Isolate every line in the records below with "source" in it.

===== Data shown =====

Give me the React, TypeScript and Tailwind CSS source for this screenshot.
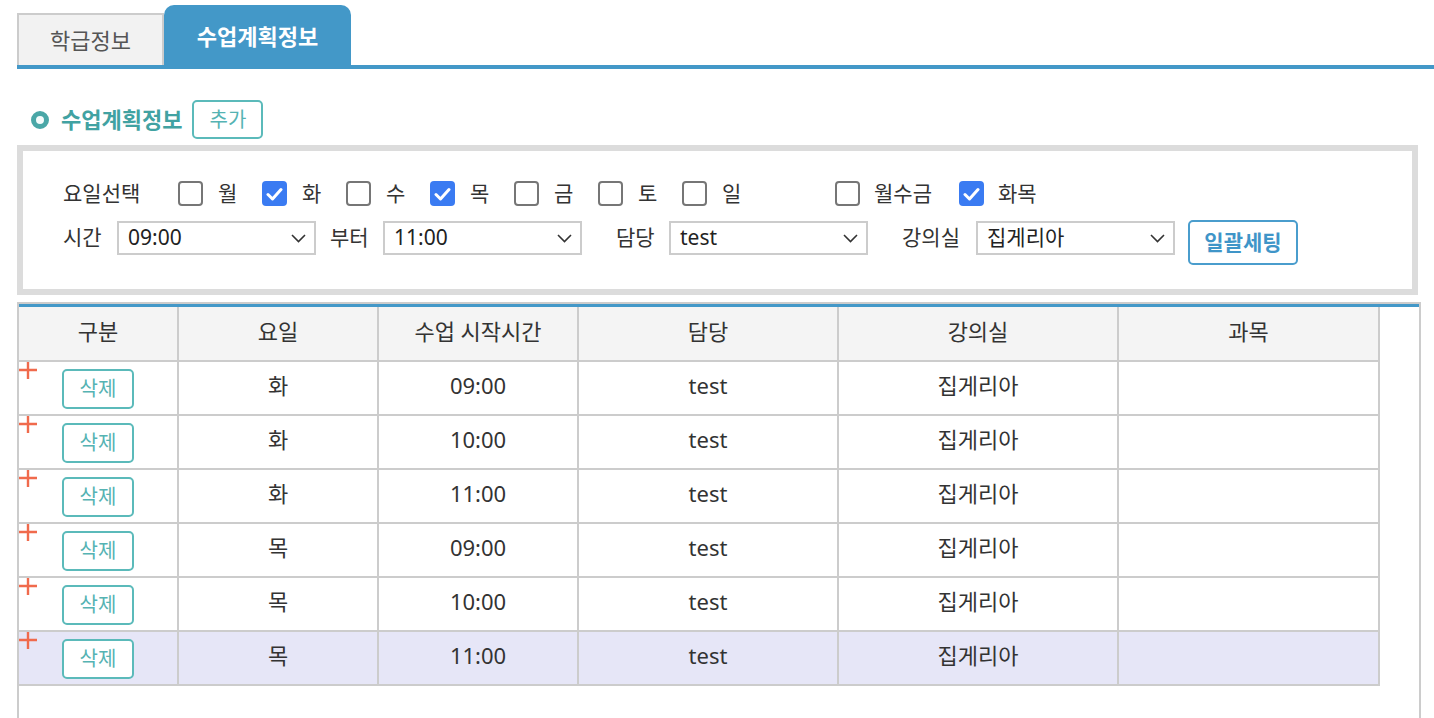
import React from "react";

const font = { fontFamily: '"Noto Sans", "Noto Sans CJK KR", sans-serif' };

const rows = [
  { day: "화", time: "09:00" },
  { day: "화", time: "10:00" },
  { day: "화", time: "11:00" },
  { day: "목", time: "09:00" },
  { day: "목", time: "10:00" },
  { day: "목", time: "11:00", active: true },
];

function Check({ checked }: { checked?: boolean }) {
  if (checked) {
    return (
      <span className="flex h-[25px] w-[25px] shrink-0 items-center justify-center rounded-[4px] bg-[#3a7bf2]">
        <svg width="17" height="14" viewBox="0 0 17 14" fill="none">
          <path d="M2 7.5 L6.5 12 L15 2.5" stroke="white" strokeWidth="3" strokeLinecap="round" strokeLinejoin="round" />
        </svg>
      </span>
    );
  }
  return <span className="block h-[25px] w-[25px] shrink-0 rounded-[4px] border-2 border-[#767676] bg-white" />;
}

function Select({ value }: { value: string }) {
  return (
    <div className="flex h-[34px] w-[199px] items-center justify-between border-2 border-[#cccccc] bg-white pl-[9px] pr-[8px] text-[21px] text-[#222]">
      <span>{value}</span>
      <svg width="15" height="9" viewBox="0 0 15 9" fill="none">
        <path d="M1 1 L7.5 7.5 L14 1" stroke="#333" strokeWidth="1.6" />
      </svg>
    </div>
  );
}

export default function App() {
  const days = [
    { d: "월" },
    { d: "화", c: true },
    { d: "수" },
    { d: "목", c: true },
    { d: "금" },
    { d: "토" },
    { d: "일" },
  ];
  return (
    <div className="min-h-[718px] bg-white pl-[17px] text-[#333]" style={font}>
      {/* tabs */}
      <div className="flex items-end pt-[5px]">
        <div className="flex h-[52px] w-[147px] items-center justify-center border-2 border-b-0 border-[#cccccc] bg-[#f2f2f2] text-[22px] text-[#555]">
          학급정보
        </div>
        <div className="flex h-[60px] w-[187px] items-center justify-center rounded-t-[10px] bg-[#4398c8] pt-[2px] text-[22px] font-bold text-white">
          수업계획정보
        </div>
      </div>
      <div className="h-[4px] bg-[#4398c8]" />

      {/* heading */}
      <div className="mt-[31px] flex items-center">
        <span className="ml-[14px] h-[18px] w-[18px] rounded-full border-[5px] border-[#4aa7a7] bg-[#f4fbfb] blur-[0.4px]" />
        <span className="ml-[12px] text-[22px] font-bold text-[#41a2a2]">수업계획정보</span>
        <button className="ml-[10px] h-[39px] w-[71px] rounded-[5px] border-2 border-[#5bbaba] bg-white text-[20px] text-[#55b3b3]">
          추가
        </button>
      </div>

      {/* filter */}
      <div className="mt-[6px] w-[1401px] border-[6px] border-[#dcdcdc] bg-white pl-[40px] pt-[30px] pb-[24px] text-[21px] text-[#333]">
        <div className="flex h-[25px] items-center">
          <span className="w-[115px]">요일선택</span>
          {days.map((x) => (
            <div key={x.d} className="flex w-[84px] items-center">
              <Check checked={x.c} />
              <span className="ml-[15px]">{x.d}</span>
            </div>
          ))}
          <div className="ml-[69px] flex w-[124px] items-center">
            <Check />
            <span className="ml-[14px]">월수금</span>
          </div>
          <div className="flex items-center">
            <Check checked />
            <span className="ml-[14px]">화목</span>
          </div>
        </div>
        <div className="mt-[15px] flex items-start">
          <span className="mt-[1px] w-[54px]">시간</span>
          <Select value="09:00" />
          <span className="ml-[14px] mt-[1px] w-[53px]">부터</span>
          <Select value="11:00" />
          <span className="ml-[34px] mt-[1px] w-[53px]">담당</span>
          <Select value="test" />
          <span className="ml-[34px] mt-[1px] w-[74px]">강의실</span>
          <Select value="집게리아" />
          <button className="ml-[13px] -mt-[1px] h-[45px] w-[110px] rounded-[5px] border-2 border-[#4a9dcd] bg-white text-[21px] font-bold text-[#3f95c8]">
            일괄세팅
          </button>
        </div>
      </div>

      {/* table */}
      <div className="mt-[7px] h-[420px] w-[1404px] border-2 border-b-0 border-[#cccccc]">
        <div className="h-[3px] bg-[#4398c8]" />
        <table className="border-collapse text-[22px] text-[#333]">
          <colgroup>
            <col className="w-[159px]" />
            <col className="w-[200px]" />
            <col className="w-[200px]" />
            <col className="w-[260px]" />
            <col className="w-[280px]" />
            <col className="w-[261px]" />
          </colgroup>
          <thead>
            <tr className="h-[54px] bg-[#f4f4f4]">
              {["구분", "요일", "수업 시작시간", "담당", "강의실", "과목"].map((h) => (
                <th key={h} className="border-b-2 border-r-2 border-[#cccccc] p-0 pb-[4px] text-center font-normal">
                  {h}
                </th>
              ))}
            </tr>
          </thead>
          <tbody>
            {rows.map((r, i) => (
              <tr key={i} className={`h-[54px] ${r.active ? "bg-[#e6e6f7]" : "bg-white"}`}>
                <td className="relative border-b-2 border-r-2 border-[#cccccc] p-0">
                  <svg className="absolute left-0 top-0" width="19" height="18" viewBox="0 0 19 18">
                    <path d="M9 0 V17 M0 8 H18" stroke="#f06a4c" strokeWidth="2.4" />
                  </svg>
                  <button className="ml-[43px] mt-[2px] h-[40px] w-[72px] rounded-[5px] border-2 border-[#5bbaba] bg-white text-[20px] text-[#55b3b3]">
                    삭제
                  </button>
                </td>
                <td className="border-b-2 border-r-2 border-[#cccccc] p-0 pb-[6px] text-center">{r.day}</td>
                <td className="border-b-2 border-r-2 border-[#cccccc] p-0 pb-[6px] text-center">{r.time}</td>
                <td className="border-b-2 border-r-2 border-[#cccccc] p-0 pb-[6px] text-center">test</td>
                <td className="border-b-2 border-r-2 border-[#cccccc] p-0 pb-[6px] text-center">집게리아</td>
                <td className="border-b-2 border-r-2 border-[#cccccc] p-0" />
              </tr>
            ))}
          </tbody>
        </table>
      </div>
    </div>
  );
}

=====
===== Data shown =====

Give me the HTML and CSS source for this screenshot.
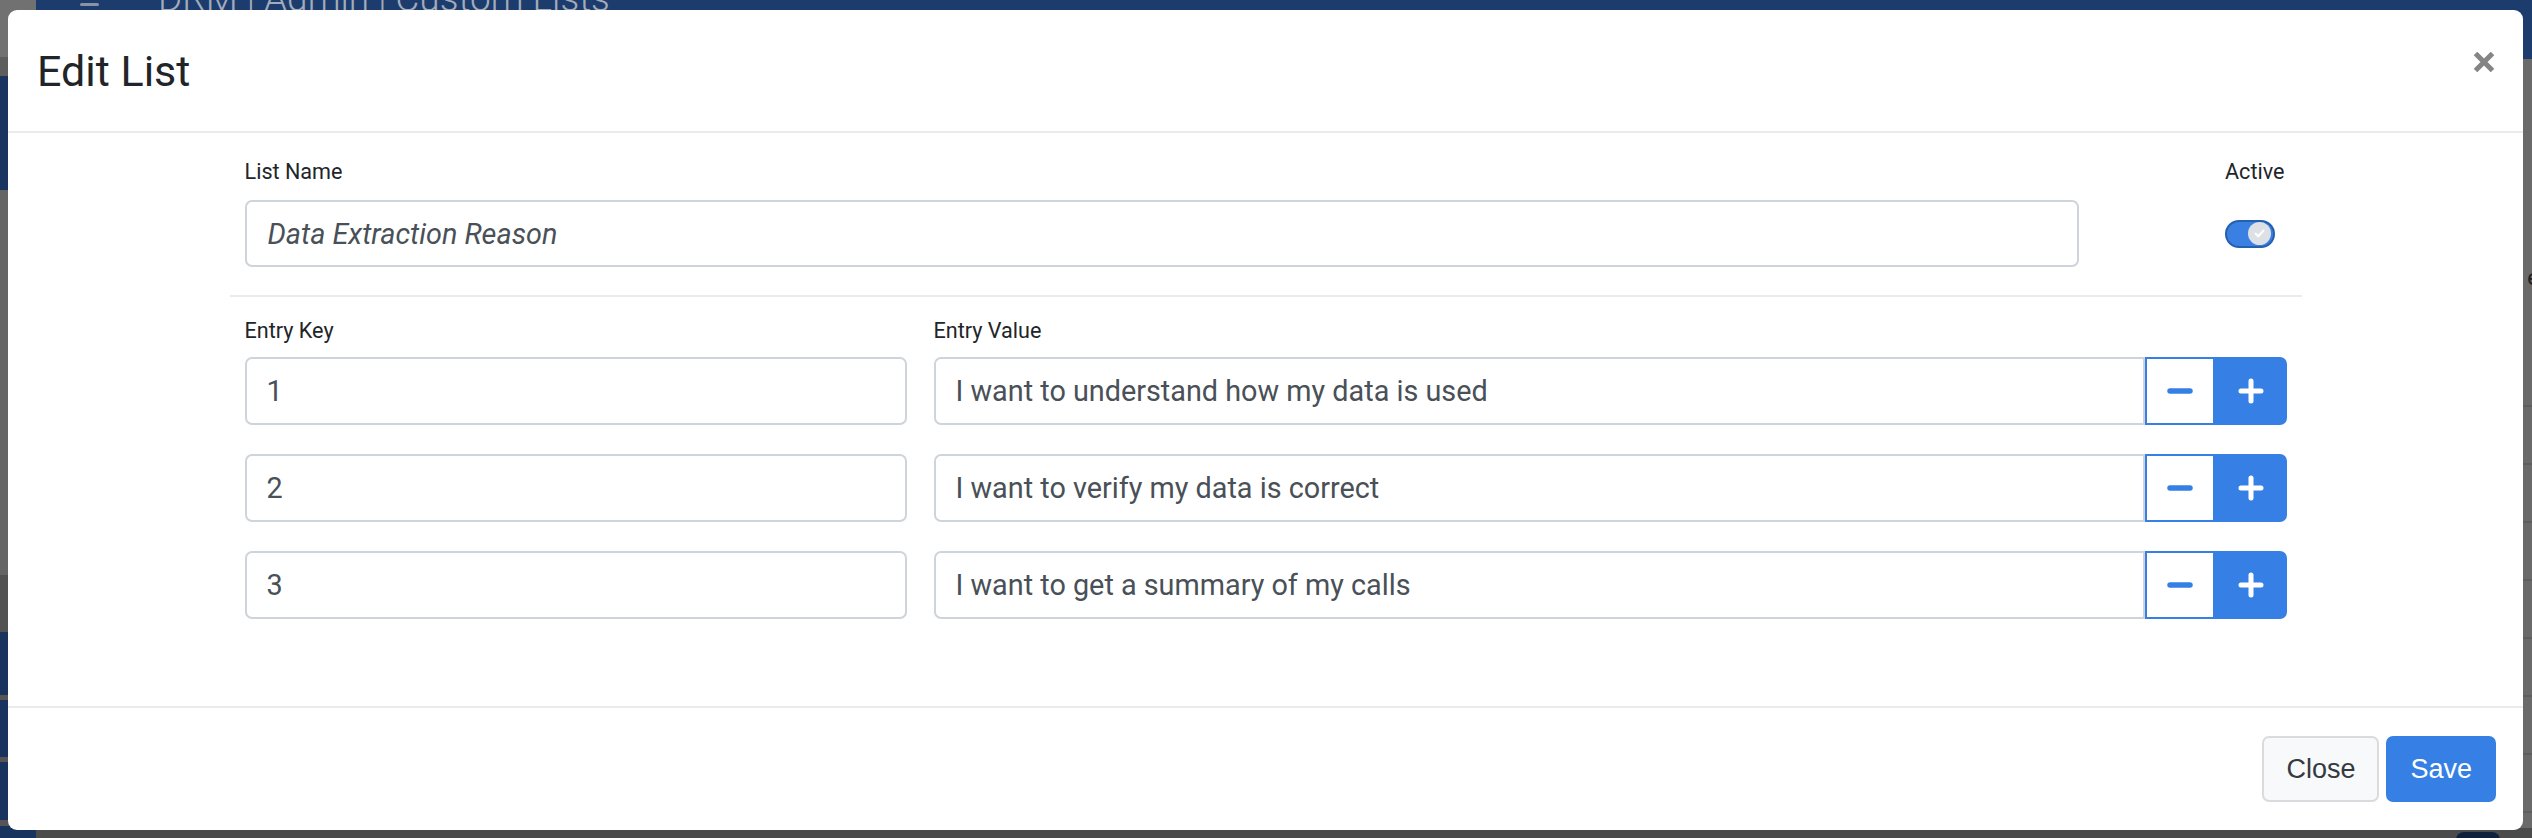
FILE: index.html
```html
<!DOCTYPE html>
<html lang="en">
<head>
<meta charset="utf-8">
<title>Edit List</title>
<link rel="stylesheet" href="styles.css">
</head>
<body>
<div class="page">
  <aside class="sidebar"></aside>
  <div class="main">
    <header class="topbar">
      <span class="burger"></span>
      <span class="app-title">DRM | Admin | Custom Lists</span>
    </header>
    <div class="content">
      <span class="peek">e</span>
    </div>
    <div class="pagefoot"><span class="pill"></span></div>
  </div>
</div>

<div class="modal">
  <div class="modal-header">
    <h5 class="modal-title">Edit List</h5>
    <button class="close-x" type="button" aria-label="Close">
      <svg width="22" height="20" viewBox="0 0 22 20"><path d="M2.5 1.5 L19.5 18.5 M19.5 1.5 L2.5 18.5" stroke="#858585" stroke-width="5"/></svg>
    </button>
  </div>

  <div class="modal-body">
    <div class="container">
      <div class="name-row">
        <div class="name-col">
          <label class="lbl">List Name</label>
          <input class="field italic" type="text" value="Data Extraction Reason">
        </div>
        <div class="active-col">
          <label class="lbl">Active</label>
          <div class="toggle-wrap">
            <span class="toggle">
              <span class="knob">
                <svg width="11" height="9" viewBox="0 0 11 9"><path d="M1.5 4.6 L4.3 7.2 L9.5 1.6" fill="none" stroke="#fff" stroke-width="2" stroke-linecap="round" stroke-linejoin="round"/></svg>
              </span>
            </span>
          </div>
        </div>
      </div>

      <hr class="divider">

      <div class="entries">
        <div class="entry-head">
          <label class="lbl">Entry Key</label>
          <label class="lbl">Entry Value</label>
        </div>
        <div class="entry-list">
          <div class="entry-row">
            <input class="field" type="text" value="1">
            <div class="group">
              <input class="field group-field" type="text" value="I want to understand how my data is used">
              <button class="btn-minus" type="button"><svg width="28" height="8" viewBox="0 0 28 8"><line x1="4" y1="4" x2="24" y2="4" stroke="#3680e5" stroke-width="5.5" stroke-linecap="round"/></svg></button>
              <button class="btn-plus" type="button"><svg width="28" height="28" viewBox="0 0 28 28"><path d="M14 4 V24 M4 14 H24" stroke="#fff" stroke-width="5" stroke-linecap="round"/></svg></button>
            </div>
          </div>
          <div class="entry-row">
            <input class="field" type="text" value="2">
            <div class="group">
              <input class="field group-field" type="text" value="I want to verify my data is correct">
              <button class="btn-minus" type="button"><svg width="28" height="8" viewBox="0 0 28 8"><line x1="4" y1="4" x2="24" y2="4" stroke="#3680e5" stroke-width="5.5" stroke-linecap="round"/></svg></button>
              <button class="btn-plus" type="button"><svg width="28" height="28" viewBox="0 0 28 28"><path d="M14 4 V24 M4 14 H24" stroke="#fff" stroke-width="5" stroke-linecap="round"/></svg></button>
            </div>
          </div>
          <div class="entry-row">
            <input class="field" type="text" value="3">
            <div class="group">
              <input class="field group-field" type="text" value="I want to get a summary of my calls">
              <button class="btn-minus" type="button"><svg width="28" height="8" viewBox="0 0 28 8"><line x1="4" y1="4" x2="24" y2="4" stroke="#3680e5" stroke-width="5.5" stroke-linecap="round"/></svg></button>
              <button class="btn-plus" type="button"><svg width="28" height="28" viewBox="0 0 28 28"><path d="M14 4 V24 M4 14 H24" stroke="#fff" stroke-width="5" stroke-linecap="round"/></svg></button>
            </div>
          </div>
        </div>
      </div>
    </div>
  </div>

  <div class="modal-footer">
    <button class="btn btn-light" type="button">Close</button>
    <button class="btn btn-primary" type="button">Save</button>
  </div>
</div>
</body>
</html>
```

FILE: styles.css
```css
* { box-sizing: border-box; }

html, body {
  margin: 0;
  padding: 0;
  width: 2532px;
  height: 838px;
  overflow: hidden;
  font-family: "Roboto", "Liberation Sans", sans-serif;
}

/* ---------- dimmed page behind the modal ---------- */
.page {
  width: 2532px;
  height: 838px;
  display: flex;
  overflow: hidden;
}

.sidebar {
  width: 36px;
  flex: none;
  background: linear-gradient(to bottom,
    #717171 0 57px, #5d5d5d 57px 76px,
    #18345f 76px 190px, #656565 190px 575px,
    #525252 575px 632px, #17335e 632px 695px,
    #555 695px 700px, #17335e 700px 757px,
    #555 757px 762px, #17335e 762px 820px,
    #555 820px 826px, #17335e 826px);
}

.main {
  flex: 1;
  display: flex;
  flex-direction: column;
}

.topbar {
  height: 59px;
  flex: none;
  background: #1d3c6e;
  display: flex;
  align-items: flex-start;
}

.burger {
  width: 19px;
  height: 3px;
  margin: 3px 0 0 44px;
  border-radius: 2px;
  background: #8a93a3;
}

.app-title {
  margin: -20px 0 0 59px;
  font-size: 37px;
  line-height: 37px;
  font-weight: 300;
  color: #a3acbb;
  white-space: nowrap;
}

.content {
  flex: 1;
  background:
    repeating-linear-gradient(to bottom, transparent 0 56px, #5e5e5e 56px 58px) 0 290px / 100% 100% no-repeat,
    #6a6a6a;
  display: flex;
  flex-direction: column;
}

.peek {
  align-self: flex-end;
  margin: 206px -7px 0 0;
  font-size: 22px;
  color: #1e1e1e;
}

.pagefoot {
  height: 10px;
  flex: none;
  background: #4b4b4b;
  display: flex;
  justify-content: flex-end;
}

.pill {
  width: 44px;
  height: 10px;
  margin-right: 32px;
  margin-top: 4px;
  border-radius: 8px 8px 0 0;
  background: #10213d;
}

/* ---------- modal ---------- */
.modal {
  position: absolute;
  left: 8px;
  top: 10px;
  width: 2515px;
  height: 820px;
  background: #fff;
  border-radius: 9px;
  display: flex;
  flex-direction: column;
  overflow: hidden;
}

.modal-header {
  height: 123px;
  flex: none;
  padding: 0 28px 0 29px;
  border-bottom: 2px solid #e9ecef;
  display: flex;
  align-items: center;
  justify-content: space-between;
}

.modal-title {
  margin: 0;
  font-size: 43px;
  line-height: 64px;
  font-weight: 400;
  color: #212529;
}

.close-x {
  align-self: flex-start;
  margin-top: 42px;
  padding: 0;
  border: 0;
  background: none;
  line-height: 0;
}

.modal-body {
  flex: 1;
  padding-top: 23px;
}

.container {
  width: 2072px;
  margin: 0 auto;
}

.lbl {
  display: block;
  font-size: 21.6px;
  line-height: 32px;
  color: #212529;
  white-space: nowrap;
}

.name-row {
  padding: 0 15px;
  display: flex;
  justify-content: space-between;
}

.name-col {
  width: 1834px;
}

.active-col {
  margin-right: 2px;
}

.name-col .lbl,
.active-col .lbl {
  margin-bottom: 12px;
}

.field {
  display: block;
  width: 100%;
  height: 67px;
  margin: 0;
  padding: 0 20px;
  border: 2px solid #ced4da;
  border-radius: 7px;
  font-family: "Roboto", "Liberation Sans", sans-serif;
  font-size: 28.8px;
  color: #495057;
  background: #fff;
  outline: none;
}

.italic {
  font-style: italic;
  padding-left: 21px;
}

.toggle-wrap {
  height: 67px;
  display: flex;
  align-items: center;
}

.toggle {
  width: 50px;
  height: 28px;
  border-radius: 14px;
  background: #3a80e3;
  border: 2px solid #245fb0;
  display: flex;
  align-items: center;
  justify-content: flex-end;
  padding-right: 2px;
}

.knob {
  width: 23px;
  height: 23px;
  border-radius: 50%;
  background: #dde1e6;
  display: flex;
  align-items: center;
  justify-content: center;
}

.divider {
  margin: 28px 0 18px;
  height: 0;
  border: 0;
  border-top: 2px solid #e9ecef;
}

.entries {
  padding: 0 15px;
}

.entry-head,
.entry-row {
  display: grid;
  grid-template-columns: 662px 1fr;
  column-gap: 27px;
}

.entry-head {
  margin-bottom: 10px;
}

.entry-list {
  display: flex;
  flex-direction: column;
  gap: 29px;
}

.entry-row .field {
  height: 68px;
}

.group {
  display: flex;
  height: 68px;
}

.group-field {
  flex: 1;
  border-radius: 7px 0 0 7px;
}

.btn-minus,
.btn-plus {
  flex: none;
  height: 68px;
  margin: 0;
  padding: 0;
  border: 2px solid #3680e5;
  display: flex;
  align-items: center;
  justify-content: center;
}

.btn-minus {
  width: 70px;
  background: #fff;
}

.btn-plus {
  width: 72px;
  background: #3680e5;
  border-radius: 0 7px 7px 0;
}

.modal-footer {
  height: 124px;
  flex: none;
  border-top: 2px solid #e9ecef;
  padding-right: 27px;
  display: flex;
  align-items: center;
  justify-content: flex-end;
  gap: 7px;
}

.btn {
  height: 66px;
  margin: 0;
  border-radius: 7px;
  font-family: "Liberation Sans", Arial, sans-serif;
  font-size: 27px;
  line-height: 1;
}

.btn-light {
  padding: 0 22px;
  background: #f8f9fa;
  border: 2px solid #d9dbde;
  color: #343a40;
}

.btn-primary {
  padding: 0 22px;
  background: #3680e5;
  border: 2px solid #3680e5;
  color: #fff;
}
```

=====

## Solved problem
Give me the React, TypeScript and Tailwind CSS source for this screenshot.
Give me the HTML and CSS source for this screenshot.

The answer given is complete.